Veel mensen denken dat concertpianisten een luizenleven hebben, weet Wayenberg. „Ze kijken alleen maar naar de successen. Dat ik dagelijks zes, zeven uur achter het klavier doorbreng, ziet niemand. Niet dat ik daar altijd zin in heb. Het is bijvoorbeeld vervelend wanneer een passage dagenlang blijft tegenzitten, maar ik heb daar vrede mee. We zullen ons brood immers in het zweet van ons aanschijn eten?

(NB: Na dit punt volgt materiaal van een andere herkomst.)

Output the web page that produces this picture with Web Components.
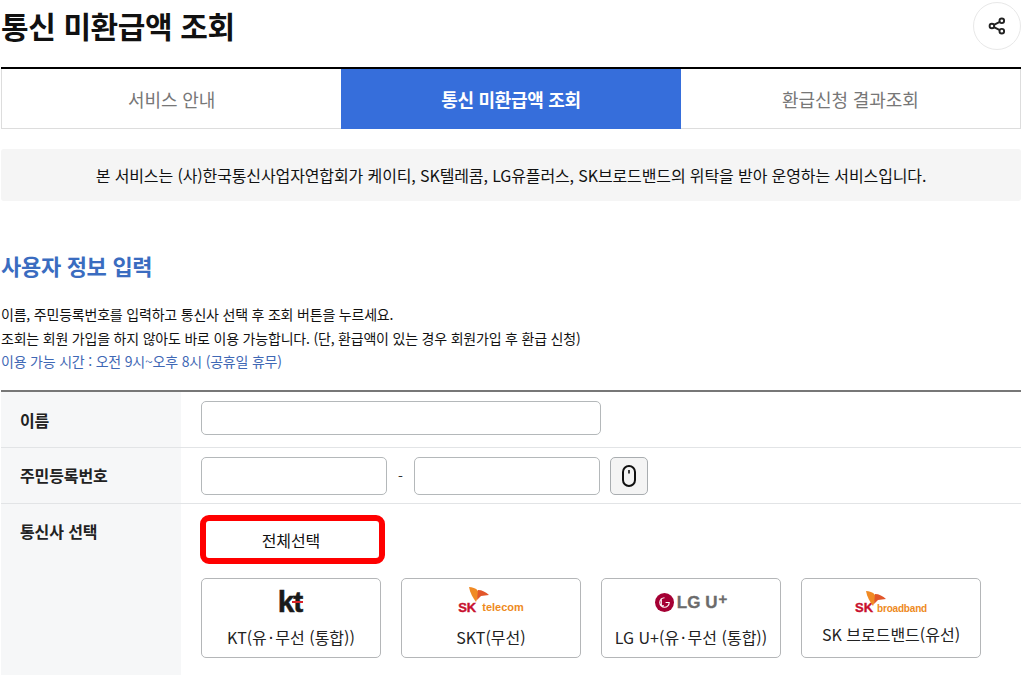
<!DOCTYPE html>
<html lang="ko">
<head>
<meta charset="utf-8">
<title>통신 미환급액 조회</title>
<style>
  html, body { margin: 0; background: #fff; }
  body {
    font-family: "Noto Sans CJK KR", "Noto Sans", sans-serif;
    color: #111;
    height: 675px;
    overflow: hidden;
  }
</style>
</head>
<body>
<refund-page></refund-page>

<script>
// Page header with title and share button
class PageHeader extends HTMLElement {
  constructor() {
    super();
    this.attachShadow({ mode: 'open' }).innerHTML = `
      <style>
        :host { display: flex; justify-content: space-between; align-items: flex-start; height: 67px; padding-left: 1px; }
        h1 { margin: 0; font-size: 30px; font-weight: 700; line-height: 50px; color: #111; letter-spacing: -0.4px; }
        button {
          width: 48px; height: 48px; margin: 2px 1px 0 0; padding: 0;
          border: 1px solid #e8e8e8; border-radius: 50%; background: #fff;
          display: flex; align-items: center; justify-content: center;
        }
      </style>
      <h1><slot></slot></h1>
      <button aria-label="공유">
        <svg width="18" height="18" viewBox="0 0 18 18" fill="none" stroke="#222" stroke-width="1.9">
          <circle cx="13.8" cy="3.8" r="2.3"/><circle cx="3.9" cy="9" r="2.3"/><circle cx="13.8" cy="14.2" r="2.3"/>
          <path d="M5.9 7.9l5.9-3M5.9 10.1l5.9 3"/>
        </svg>
      </button>`;
  }
}
customElements.define('page-header', PageHeader);

// Three tabs, the "active" attribute gives the blue one
class TabItem extends HTMLElement {
  constructor() {
    super();
    this.attachShadow({ mode: 'open' }).innerHTML = `
      <style>
        :host {
          display: flex; flex: 1; align-items: center; justify-content: center;
          font-size: 18px; color: #777; letter-spacing: -0.1px;
          border-bottom: 1px solid #ddd;
        }
        :host(:first-child) { border-left: 1px solid #ddd; }
        :host(:last-child) { border-right: 1px solid #ddd; }
        :host([active]) { background: #366edb; color: #fff; font-weight: 700; border-bottom-color: #366edb; letter-spacing: -0.3px; }
      </style>
      <slot></slot>`;
  }
}
customElements.define('tab-item', TabItem);

class TabBar extends HTMLElement {
  constructor() {
    super();
    this.attachShadow({ mode: 'open' }).innerHTML = `
      <style>
        :host { display: flex; height: 60px; margin: 0 1px; border-top: 2px solid #000; }
      </style>
      <slot></slot>`;
  }
}
customElements.define('tab-bar', TabBar);

class NoticeBox extends HTMLElement {
  constructor() {
    super();
    this.attachShadow({ mode: 'open' }).innerHTML = `
      <style>
        :host {
          display: flex; align-items: center; justify-content: center;
          height: 52px; margin: 20px 1px 0; background: #f5f5f5; border-radius: 3px;
          font-size: 16px; letter-spacing: -0.12px; color: #111;
        }
      </style>
      <slot></slot>`;
  }
}
customElements.define('notice-box', NoticeBox);

class InfoIntro extends HTMLElement {
  constructor() {
    super();
    this.attachShadow({ mode: 'open' }).innerHTML = `
      <style>
        :host { display: block; padding: 46px 1px 0; height: 189px; box-sizing: border-box; font-size: 14px; letter-spacing: -0.2px; }
        h2 { margin: 0 0 20px; font-size: 22px; line-height: 36px; font-weight: 700; color: #3a6cc0; letter-spacing: -0.3px; }
        p { margin: 0; line-height: 23.5px; color: #111; }
        .time { color: #3f68b5; }
      </style>
      <h2>사용자 정보 입력</h2>
      <p>이름, 주민등록번호를 입력하고 통신사 선택 후 조회 버튼을 누르세요.</p>
      <p>조회는 회원 가입을 하지 않아도 바로 이용 가능합니다. (단, 환급액이 있는 경우 회원가입 후 환급 신청)</p>
      <p class="time">이용 가능 시간 : 오전 9시~오후 8시 (공휴일 휴무)</p>`;
  }
}
customElements.define('info-intro', InfoIntro);

// One label + field row of the form table
class FormRow extends HTMLElement {
  constructor() {
    super();
    this.attachShadow({ mode: 'open' }).innerHTML = `
      <style>
        :host { display: grid; grid-template-columns: 180px 1fr; border-bottom: 1px solid #e2e4e6; }
        :host([last]) { border-bottom: 0; }
        .label {
          background: #f6f7f8; padding: 0 0 var(--label-pb, 0) 19px;
          display: flex; align-items: center;
          font-size: 16px; font-weight: 700; color: #222; letter-spacing: -0.1px;
        }
        :host([top]) .label { align-items: flex-start; padding-top: 15px; }
        .field { padding: var(--field-pad, 0 20px); display: flex; align-items: center; }
      </style>
      <div class="label"><slot name="label"></slot></div>
      <div class="field"><slot></slot></div>`;
  }
}
customElements.define('form-row', FormRow);

class CarrierCard extends HTMLElement {
  constructor() {
    super();
    this.attachShadow({ mode: 'open' }).innerHTML = `
      <style>
        :host {
          display: flex; flex-direction: column; align-items: center;
          width: 180px; height: 80px; box-sizing: border-box;
          border: 1px solid #b4b6b8; border-radius: 5px; background: #fff;
          font-size: 16px; color: #222;
        }
        .logo { height: var(--logo-h, 46px); display: flex; align-items: center; justify-content: center; }
      </style>
      <div class="logo"><slot name="logo"></slot></div>
      <slot></slot>`;
  }
}
customElements.define('carrier-card', CarrierCard);

// Top-level page, puts everything together
class RefundPage extends HTMLElement {
  constructor() {
    super();
    this.attachShadow({ mode: 'open' }).innerHTML = `
      <style>
        :host { display: block; width: 1022px; }
        .table { margin: 0 1px; border-top: 2px solid #777; }
        input {
          box-sizing: border-box; height: 34px; padding: 0 8px; margin: 0; background: #fff;
          border: 1px solid #b4b8ba; border-radius: 5px; font: inherit;
        }
        .name { width: 400px; }
        .ssn { display: flex; align-items: center; }
        .ssn input { width: 186px; height: 38px; }
        .dash { width: 27px; text-align: center; font-size: 14px; color: #333; }
        .kbd {
          width: 38px; height: 38px; margin-left: 10px; padding: 0;
          border: 1px solid #a9adb0; border-radius: 5px; background: #f4f4f4;
          display: flex; align-items: center; justify-content: center;
        }
        .all { display: flex; flex-direction: column; align-items: flex-start; }
        .select-all {
          box-sizing: border-box; width: 185px; height: 49px; margin-left: -1px;
          border: 6px solid #f00; border-radius: 9px; background: #fff;
          font: inherit; font-size: 16px; letter-spacing: -0.1px; color: #111; padding: 0 3px 0 0;
        }
        .cards { display: flex; gap: 20px; margin-top: 14px; }
        .dot { margin: 0 2px; }
        .kt { font: 700 30px/20px "Liberation Sans", sans-serif; letter-spacing: -1px; color: #1a1a1a; position: relative; margin-right: 2px; -webkit-text-stroke: .5px #1a1a1a; }
        .kt i { position: absolute; left: 14px; right: -1px; top: 9px; height: 2px; background: #d8232a; }
        .sk { display: flex; align-items: flex-end; gap: 6px; position: relative; padding-top: 10px; }
        .sk b { font: 700 13px/1 "Liberation Sans", sans-serif; color: #c8102e; -webkit-text-stroke: .4px #c8102e; }
        .sk span { font: 700 11px/1.1 "Liberation Sans", sans-serif; color: #ee8a1d; }
        .sk.bb { gap: 4px; margin-top: 3px; }
        .sk.bb span { font-size: 10px; letter-spacing: -0.2px; }
        .sk svg { position: absolute; }
        .lg { display: flex; align-items: center; gap: 3px; font: 700 17px/1 "Liberation Sans", sans-serif; color: #6b6b6b; -webkit-text-stroke: .3px #6b6b6b; }
        .lg sup { font-size: 15px; line-height: 0; position: relative; top: -3px; margin-left: -2px; }
      </style>

      <page-header>통신 미환급액 조회</page-header>
      <tab-bar>
        <tab-item>서비스 안내</tab-item>
        <tab-item active>통신 미환급액 조회</tab-item>
        <tab-item>환급신청 결과조회</tab-item>
      </tab-bar>
      <notice-box>본 서비스는 (사)한국통신사업자연합회가 케이티, SK텔레콤, LG유플러스, SK브로드밴드의 위탁을 받아 운영하는 서비스입니다.</notice-box>
      <info-intro></info-intro>

      <div class="table">
        <form-row style="height:55px;--field-pad:0 20px 3px">
          <span slot="label">이름</span>
          <input class="name" type="text" aria-label="이름">
        </form-row>
        <form-row style="height:55px;--label-pb:2px">
          <span slot="label">주민등록번호</span>
          <div class="ssn">
            <input type="text" aria-label="주민등록번호 앞자리">
            <span class="dash">-</span>
            <input type="text" aria-label="주민등록번호 뒷자리">
            <button class="kbd" aria-label="마우스 입력">
              <svg width="14" height="22" viewBox="0 0 14 22" fill="none" stroke="#111" stroke-width="2">
                <rect x="1" y="1" width="12" height="20" rx="6"/><path d="M7 5v3.5" stroke-width="1.6"/>
              </svg>
            </button>
          </div>
        </form-row>
        <form-row top last style="--field-pad:11px 20px 30px">
          <span slot="label">통신사 선택</span>
          <div class="all">
            <button class="select-all">전체선택</button>
            <div class="cards">
              <carrier-card>
                <span slot="logo" class="kt">kt<i></i></span>
                <span>KT(유<span class="dot">·</span>무선 (통합))</span>
              </carrier-card>
              <carrier-card>
                <span slot="logo" class="sk">
                  <svg style="left:11px;top:-4px" width="20" height="15" viewBox="0 0 20 15"><path d="M0 0c3 0 7 1 9 4l1 3-3 8C4 11 1 6 0 0z" fill="#f08a24"/><path d="M9 3c4 0 8 2 11 5l-8 1-4 4z" fill="#e2562a"/></svg>
                  <b>SK</b><span>telecom</span>
                </span>
                SKT(무선)
              </carrier-card>
              <carrier-card>
                <span slot="logo" class="lg">
                  <svg width="19" height="19" viewBox="0 0 18 18"><circle cx="9" cy="9" r="9" fill="#a50034"/><path d="M9 4.5A4.5 4.5 0 1 0 13.5 9H10M6 5v7h2.5" fill="none" stroke="#fff" stroke-width="1"/></svg>
                  LG U<sup>+</sup>
                </span>
                <span>LG U+(유<span class="dot">·</span>무선 (통합))</span>
              </carrier-card>
              <carrier-card style="--logo-h:43px">
                <span slot="logo" class="sk bb">
                  <svg style="left:11px;top:0" width="20" height="15" viewBox="0 0 20 15"><path d="M0 0c3 0 7 1 9 4l1 3-3 8C4 11 1 6 0 0z" fill="#f08a24"/><path d="M9 3c4 0 8 2 11 5l-8 1-4 4z" fill="#e2562a"/></svg>
                  <b>SK</b><span>broadband</span>
                </span>
                SK 브로드밴드(유선)
              </carrier-card>
            </div>
          </div>
        </form-row>
      </div>`;
  }
}
customElements.define('refund-page', RefundPage);
</script>
</body>
</html>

Of muziek zinvol is? Denk de natuur eens zonder bloemen in. Muziek is verschrikkelijk mooi, een enorm rijke gave van God voor de mensen. Ik behoor ontvangen talenten uit te buiten door mijn werk goed te doen. Ik voel me daarin afhankelijk van God, doe ook een kort gebed als ik op het podium zit. Een christen behoort God voor zijn successen te danken. Dat is tijdens het applaus na een concert niet op het concertpubliek over te brengen. Wel probeer ik mijn geloof tijdens interviews en gesprekken ter sprake te brengen. Dat ik mijn overtuiging wel eens wegmoffel, neem ik mezelf zeer kwalijk. Het is toch erg dat een christen zich schaamt iets over zijn beste Vriend te zeggen?”